Oh postmodern irony, where is thy wink? It’s not to be found anywhere in this poem’s eleven pages. Largely bracketed between two quotations from Verlaine, “The Sense Record” presents the grimmest view of contemporary alternatives we have had since perhaps William Bronk. I don’t normally think of Moxley in that context – she is so much more the stylist that one can slide easily into the elegance of her forms & almost luxuriate at that level alone.

That, I think, is why “death” is repeated five times in the most utterly artless moment in the entire book. Moxley doesn’t want to let us off the hook – one can almost imagine how another poet such as Ashbery would deflect the absolute directness of this address, bringing in everything from elderly aunts to whatever he’s rescued from the Disney back lot. For anyone with such access to style, the argument that the pleasure of the journey is life’s point might well be enough. For Moxley, clearly it’s not.

This is where the question of fashion gets interesting. In pure terms of traditional stylistics, Moxley is an absolute master – much more adept than, say, Geoffrey Hill’s hurdy-gurdy efforts. To make matters even more complicated, Moxley associates with – and publishes in the journals of – the newer generation of post-avant writing, which allegedly eschews direct address & seems to treat the absence of irony as one of the great sins of the poets of quietude.* Some of the other poets published by Rod Smith’s Edge Books include Anselm Berrigan, Kevin Davies, Tom Raworth, Aldon Nielson, Mark Wallace, Phyllis Rosenzweig, Joan Retallack and Chris Stroffolino. So how is it that Moxley fits in here? Why isn’t she hailed as the salvation of traditional values in literature? And why is she accorded such great respect from poets who refuse to write an elegy without slipping in at least a triple-entendre somewhere?

I know a few folks who would argue that Moxley might be yet another item in a list of evidence suggesting that it’s not what you know in poetry that determines where a writer plays so much as who you know. But I don’t think that’s it at all. Rather, I think that the reason one doesn’t find her line up alongside the “anti-anti-coherency” contingent is that her work déjà toujours presumes the context of post-avant writing. That little barb out of Pound’s Cantos at the end of the poem’s first section is a tell-tale clue. The directness of her address & that loving attention to the nuances of syntax is a combination that makes its greatest sense situated midway between, say, Anselm Berrigan & Tom Raworth.

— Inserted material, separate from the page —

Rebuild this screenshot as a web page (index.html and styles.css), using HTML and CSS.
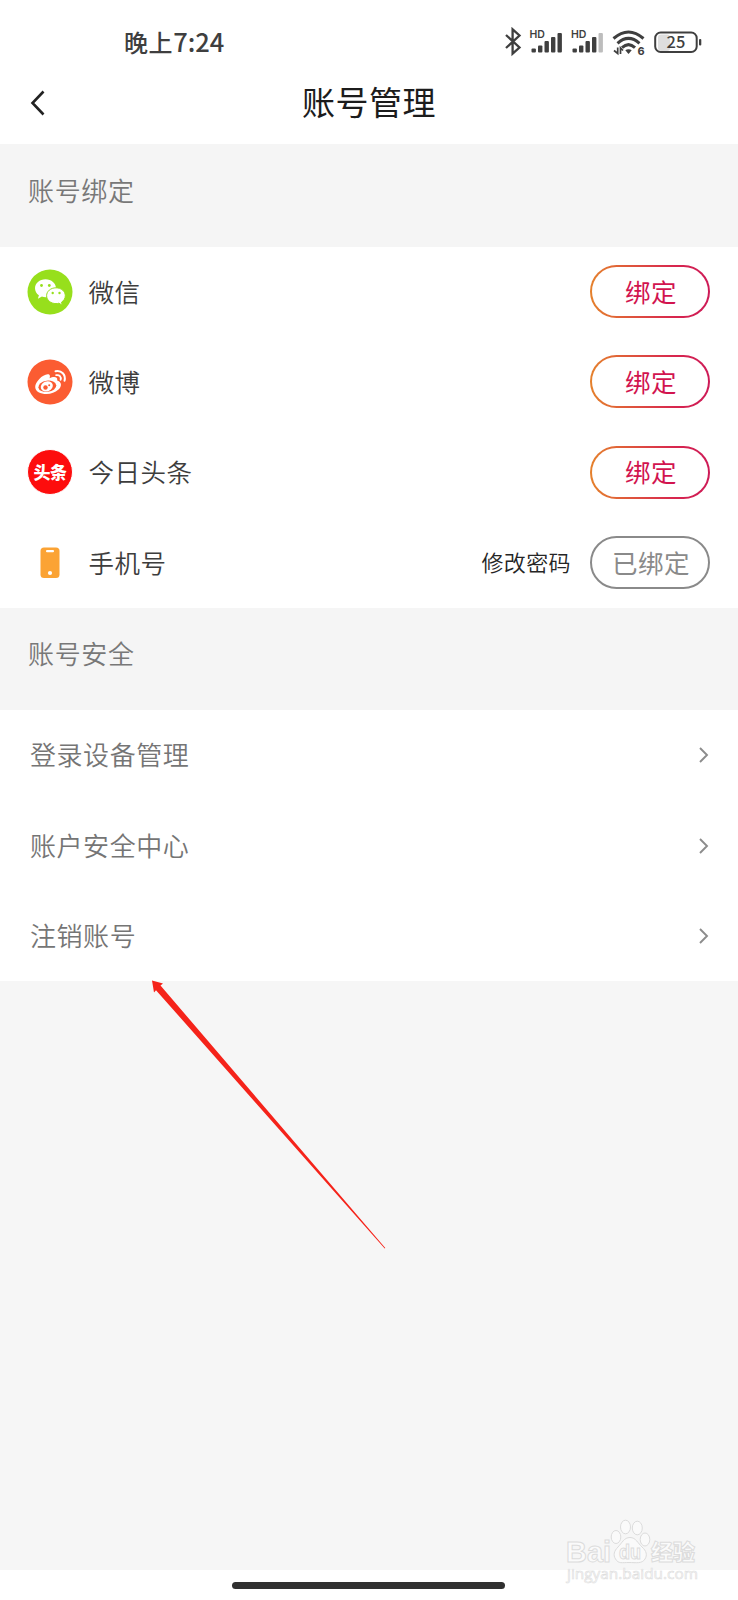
FILE: index.html
```html
<!DOCTYPE html>
<html lang="zh-CN">
<head>
<meta charset="utf-8">
<title>账号管理</title>
<link rel="stylesheet" href="styles.css">
</head>
<body>
<div class="screen">
  <header class="top">
    <div class="status">
      <span class="time">晚上<span class="digits">7:24</span></span>
      <svg class="status-icons" width="204" height="34" viewBox="0 0 204 34">
        <g fill="none" stroke="#3f3f3f" stroke-width="2.300">
          <path d="M2 8 L15.500 20.500 L8.600 26.700 V2.300 L15.500 8.500 L2 21"/>
        </g>
        <g fill="#3f3f3f">
          <text class="hd" x="25.500" y="11">HD</text>
          <rect x="27.500" y="21.500" width="4.400" height="4" rx="1"/>
          <rect x="34" y="18.500" width="4.400" height="7" rx="1"/>
          <rect x="40.500" y="14" width="4.400" height="11.500" rx="1"/>
          <rect x="47" y="10" width="4.400" height="15.500" rx="1"/>
          <rect x="53.500" y="6" width="4.400" height="19.500" rx="1"/>
          <text class="hd" x="67" y="11">HD</text>
          <rect x="68.500" y="21.500" width="4.400" height="4" rx="1"/>
          <rect x="75" y="18.500" width="4.400" height="7" rx="1"/>
          <rect x="81.500" y="14" width="4.400" height="11.500" rx="1"/>
          <rect x="88" y="10" width="4.400" height="15.500" rx="1"/>
          <rect x="94.500" y="6" width="4.400" height="19.500" rx="1" fill="#bdbdbd"/>
        </g>
        <g fill="none" stroke="#3f3f3f" stroke-width="3">
          <path d="M109.500 11.500 Q124.500 -1.500 139.500 11.500"/>
          <path d="M113.500 16.300 Q124.500 6.500 135.500 16.300"/>
          <path d="M118 20.600 Q124.500 14.500 131 20.600"/>
        </g>
        <path d="M121.300 23.300 Q124.500 21 127.700 23.300 L124.500 27Z" fill="#3f3f3f"/>
        <path d="M113.700 20.500 V26.500 L110 23.500 M116.500 27 V20.800 L119 23.500" fill="none" stroke="#3f3f3f" stroke-width="1.700"/>
        <text class="six" x="133.500" y="27.500">6</text>
        <rect x="154" y="7.500" width="12" height="16.500" rx="3" fill="#dedede"/>
        <rect x="151.200" y="5.500" width="41.500" height="19.500" rx="5.500" fill="none" stroke="#3f3f3f" stroke-width="2"/>
        <rect x="195" y="12" width="2.300" height="6.500" rx="1" fill="#3f3f3f"/>
        <text class="level" x="172" y="21" text-anchor="middle">25</text>
      </svg>
    </div>
    <div class="nav">
      <svg class="back" width="16" height="28" viewBox="0 0 16 28"><path d="M13.500 2.500 L2.500 14 L13.500 25.500" fill="none" stroke="#222" stroke-width="2.600"/></svg>
      <h1 class="title">账号管理</h1>
    </div>
  </header>

  <h2 class="section">账号绑定</h2>
  <ul class="list">
    <li class="row">
      <svg class="logo" width="46" height="46" viewBox="0 0 46 46">
        <circle cx="23" cy="23" r="22.500" fill="#97df1c"/>
        <path d="M18.500 10.300c-6 0-10.500 4-10.500 9 0 2.900 1.500 5.400 3.900 7l-1 3.500 4-2.200c1.200.4 2.400.6 3.600.6 6 0 10.500-4 10.500-8.900s-4.500-9-10.500-9z" fill="#fff"/>
        <path d="M29 18.800c-5.300 0-9.400 3.500-9.400 7.900s4.100 7.900 9.400 7.900c1 0 2-.1 2.900-.4l3.400 2-.8-3c2.300-1.500 3.800-3.800 3.800-6.500 0-4.400-4.100-7.900-9.300-7.900z" fill="#fff" stroke="#97df1c" stroke-width="1"/>
        <g fill="#97df1c"><circle cx="14.500" cy="16.500" r="1.400"/><circle cx="22.300" cy="16.500" r="1.400"/><circle cx="25.700" cy="24" r="1.200"/><circle cx="32.500" cy="24" r="1.200"/></g>
      </svg>
      <span class="label">微信</span>
      <button class="pill"><span class="cap">绑定</span></button>
    </li>
    <li class="row">
      <svg class="logo" width="46" height="46" viewBox="0 0 46 46">
        <circle cx="23" cy="23" r="22.500" fill="#fb5c32"/>
        <path d="M8.200 28c0-5 7-12.500 12.500-12.800 2.500 0 2.500 2 1.900 4 3-1.400 8.500-2.200 7.600 2.200 5.300 1.500 4.400 6.600 1 9.400-3 2.500-7 4.200-11.700 4.200-6.100 0-11.300-2.500-11.300-7z" fill="#fff"/>
        <ellipse cx="20.300" cy="27.300" rx="9" ry="5.600" fill="#fb5c32" transform="rotate(-7 20.300 27.300)"/>
        <ellipse cx="19.800" cy="27.400" rx="6.200" ry="4.900" fill="#fff" transform="rotate(-22 19.800 27.400)"/>
        <circle cx="18.500" cy="28.500" r="2.200" fill="#fb5c32"/>
        <circle cx="22.200" cy="26.300" r="1" fill="#fb5c32"/>
        <g fill="none" stroke="#fff" stroke-linecap="round"><path d="M28.500 12.200c6-1.300 10.600 3.500 9 9.500" stroke-width="2"/><path d="M29.200 16.200c3.200-.7 5.300 1.700 4.400 4.600" stroke-width="1.800"/></g>
      </svg>
      <span class="label">微博</span>
      <button class="pill"><span class="cap">绑定</span></button>
    </li>
    <li class="row">
      <span class="logo toutiao">头条</span>
      <span class="label">今日头条</span>
      <button class="pill"><span class="cap">绑定</span></button>
    </li>
    <li class="row">
      <svg class="logo" width="46" height="46" viewBox="0 0 46 46">
        <rect x="13.500" y="7.500" width="19" height="30.500" rx="3.500" fill="#fba334"/>
        <rect x="19" y="10" width="8" height="2.200" rx="1" fill="#fff"/>
        <circle cx="23" cy="33" r="2.100" fill="#fff"/>
      </svg>
      <span class="label">手机号</span>
      <span class="change">修改密码</span>
      <button class="pill bound"><span class="cap">已绑定</span></button>
    </li>
  </ul>

  <h2 class="section">账号安全</h2>
  <ul class="list">
    <li class="row link"><span class="item">登录设备管理</span><svg class="chev" width="10" height="16" viewBox="0 0 10 16"><path d="M1 1 L8 8 L1 15" fill="none" stroke="#8c8c8c" stroke-width="1.900"/></svg></li>
    <li class="row link"><span class="item">账户安全中心</span><svg class="chev" width="10" height="16" viewBox="0 0 10 16"><path d="M1 1 L8 8 L1 15" fill="none" stroke="#8c8c8c" stroke-width="1.900"/></svg></li>
    <li class="row link"><span class="item">注销账号</span><svg class="chev" width="10" height="16" viewBox="0 0 10 16"><path d="M1 1 L8 8 L1 15" fill="none" stroke="#8c8c8c" stroke-width="1.900"/></svg></li>
  </ul>

  <div class="blank"></div>
  <footer class="home"><span class="bar"></span></footer>

  <svg class="arrow" width="240" height="274" viewBox="0 0 240 274"><path d="M2 0.500 L13 3.500 L10.500 5.500 L235.300 268 L234.700 268.600 L6 10.200 L4 12.500Z" fill="#f5231a"/></svg>

  <svg class="mark" width="150" height="80" viewBox="0 0 150 80">
    <g class="outline">
      <text class="brand" x="4" y="46.500" textLength="45" lengthAdjust="spacingAndGlyphs">Bai</text>
      <ellipse cx="54" cy="22" rx="4.800" ry="6.500"/>
      <ellipse cx="63.500" cy="12" rx="5" ry="6.800"/>
      <ellipse cx="75.300" cy="13" rx="5" ry="6.800"/>
      <ellipse cx="83" cy="24.500" rx="4.800" ry="6.500"/>
      <path d="M68 22.500c6 0 8 6 12 9.500 4.500 4 5.500 8 3 12-3 5-9 3.500-16 3.500s-10.500 1.500-13.500-3.500c-2.500-4-1.500-8 2.500-12 4-4 6-9.500 12-9.500z"/>
      <text class="du" x="57" y="43.500" textLength="22" lengthAdjust="spacingAndGlyphs">du</text>
      <text class="jy" x="89" y="44.500">经验</text>
    </g>
    <text class="site" x="5" y="64" textLength="131" lengthAdjust="spacingAndGlyphs">jingyan.baidu.com</text>
  </svg>
</div>
</body>
</html>
```

FILE: styles.css
```css
* { box-sizing: border-box; }
body {
  margin: 0;
  background: #fff;
  font-family: "Noto Sans CJK SC", sans-serif;
}
.screen {
  position: relative;
  width: 738px;
  height: 1600px;
  display: flex;
  flex-direction: column;
  overflow: hidden;
}
.top { height: 144px; background: #fff; }
.status {
  height: 84px;
  padding: 0 30px 0 124px;
  display: flex;
  align-items: center;
  justify-content: space-between;
}
.status-icons { margin-top: 4px; }
.time {
  padding-bottom: 1px;
  font-size: 24px;
  font-weight: 500;
  letter-spacing: 0.600px;
  line-height: 36px;
  color: #3f3f3f;
}
.digits { font-size: 25.500px; letter-spacing: 0; }
.hd { font: 600 10.500px Inter, sans-serif; }
.six { font: 700 11px Inter, sans-serif; fill: #3f3f3f; }
.level { font: 500 16.500px "Noto Sans CJK SC", sans-serif; fill: #3f3f3f; }
.nav {
  height: 38px;
  display: grid;
  grid-template-columns: 100px 1fr 100px;
  grid-template-rows: 38px;
  align-items: center;
}
.back { margin-left: 30px; }
.title {
  margin: 0;
  padding-bottom: 4px;
  font-size: 33px;
  line-height: 38px;
  font-weight: 400;
  letter-spacing: 0.500px;
  color: #1c1c1c;
  text-align: center;
}
.section {
  margin: 0;
  height: 102.500px;
  padding: 25.500px 28px 0;
  background: #f5f5f5;
  color: #787878;
  font-size: 26px;
  line-height: 40px;
  font-weight: 350;
  letter-spacing: 0.650px;
}
.list { margin: 0; padding: 0; list-style: none; background: #fff; }
.row {
  height: 90.300px;
  display: flex;
  align-items: center;
  padding: 0 28px 0 27px;
}
.logo { width: 46px; height: 46px; flex: none; }
.toutiao {
  border: 0.500px solid #fff;
  border-radius: 50%;
  background: #fd0d0d;
  color: #fff;
  font-size: 17px;
  font-weight: 900;
  line-height: 43px;
  letter-spacing: -0.500px;
  text-align: center;
}
.label {
  flex: 1;
  margin-left: 15.500px;
  padding-bottom: 3px;
  font-size: 25.500px;
  letter-spacing: 0.500px;
  font-weight: 350;
  color: #3d3d3d;
}
.change {
  margin-right: 19px;
  padding-bottom: 4px;
  font-size: 22px;
  letter-spacing: 0.400px;
  font-weight: 350;
  color: #252525;
}
.pill {
  width: 120px;
  height: 53px;
  padding: 0 0 0 2px;
  border: 2px solid transparent;
  border-radius: 27px;
  background: linear-gradient(#fff, #fff) padding-box,
              linear-gradient(90deg, #e5812c, #d8264e 70%, #cd1a57) border-box;
  font-family: inherit;
  font-size: 25.500px;
  letter-spacing: 0.500px;
  line-height: 38px;
  color: #d2144f;
}
.cap { display: block; padding-bottom: 2px; }
.bound { border-color: #8a8a8a; background: #fff; color: #8a8a8a; }
.link { justify-content: space-between; padding: 0 29px 0 30px; }
.item {
  padding-bottom: 3px;
  font-size: 26px;
  letter-spacing: 0.550px;
  font-weight: 350;
  color: #757575;
}
.blank { flex: 1; background: #f6f6f6; }
.home {
  height: 30px;
  padding-right: 2px;
  display: flex;
  justify-content: center;
  align-items: center;
  background: #fff;
}
.bar { width: 273px; height: 7px; border-radius: 4px; background: #303030; }
.arrow { position: absolute; left: 150px; top: 980px; }
.mark { position: absolute; left: 562px; top: 1515px; }
.outline { fill: #fafafa; stroke: #dcdcdc; stroke-width: 1; }
.brand { font: 700 29px "Liberation Sans", sans-serif; }
.du { font: 700 20px "Liberation Sans", sans-serif; }
.jy { font: 900 22px "Noto Sans CJK SC", sans-serif; }
.site { font: 400 15px "Open Sans", sans-serif; fill: #fbfbfb; stroke: #dedede; stroke-width: 0.600; }
```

Just as John Berryman’s Dream Songs would make for dreadful language poetry, but whose excellence shines through when set against the backdrop of the Boston Brahmin variant of the school of quietude, Moxley’s poetry takes its razor’s edge from its social context. In one way, she is as out of place in her time & her crowd as Jack Spicer once was amidst the speech-based (& often enough linguistics-ignorant) poetics of the New American Poetry. It’s as if she has decided to be the bad conscience of post-avant writing, the one who reminds everybody else that “this is serious – you are doomed.”

Poets who take this kind of stance are often in for a certain amount of tsuris. Barrett Watten has had to contend with readers who, struck dumb it would seem by his demand for a serious reading, can’t begin to see where the marvelous sharp wit in his poetry lies. I know major post-avant writers who say point-blank that Spicer is somebody they just don’t get. And I know others who would argue that this is why William Bronk falls outside almost every major post-avant anthology, as though he were everybody’s designated blind spot (as he seems to be mine).

So Moxley has chosen not to take the easy road, but rather the most difficult one of all. And she does it with such great skill in places that it makes you want to cheer – until you remember that she means it. You are doomed.

* Thus when Jonathan Mayhew complains of my blog’s ”earnestness,” he’s absolutely serious & not at all out of step with a lot of contemporary post-avant writing. I plead guilty even as I note the difference between my critical writing & my poetry.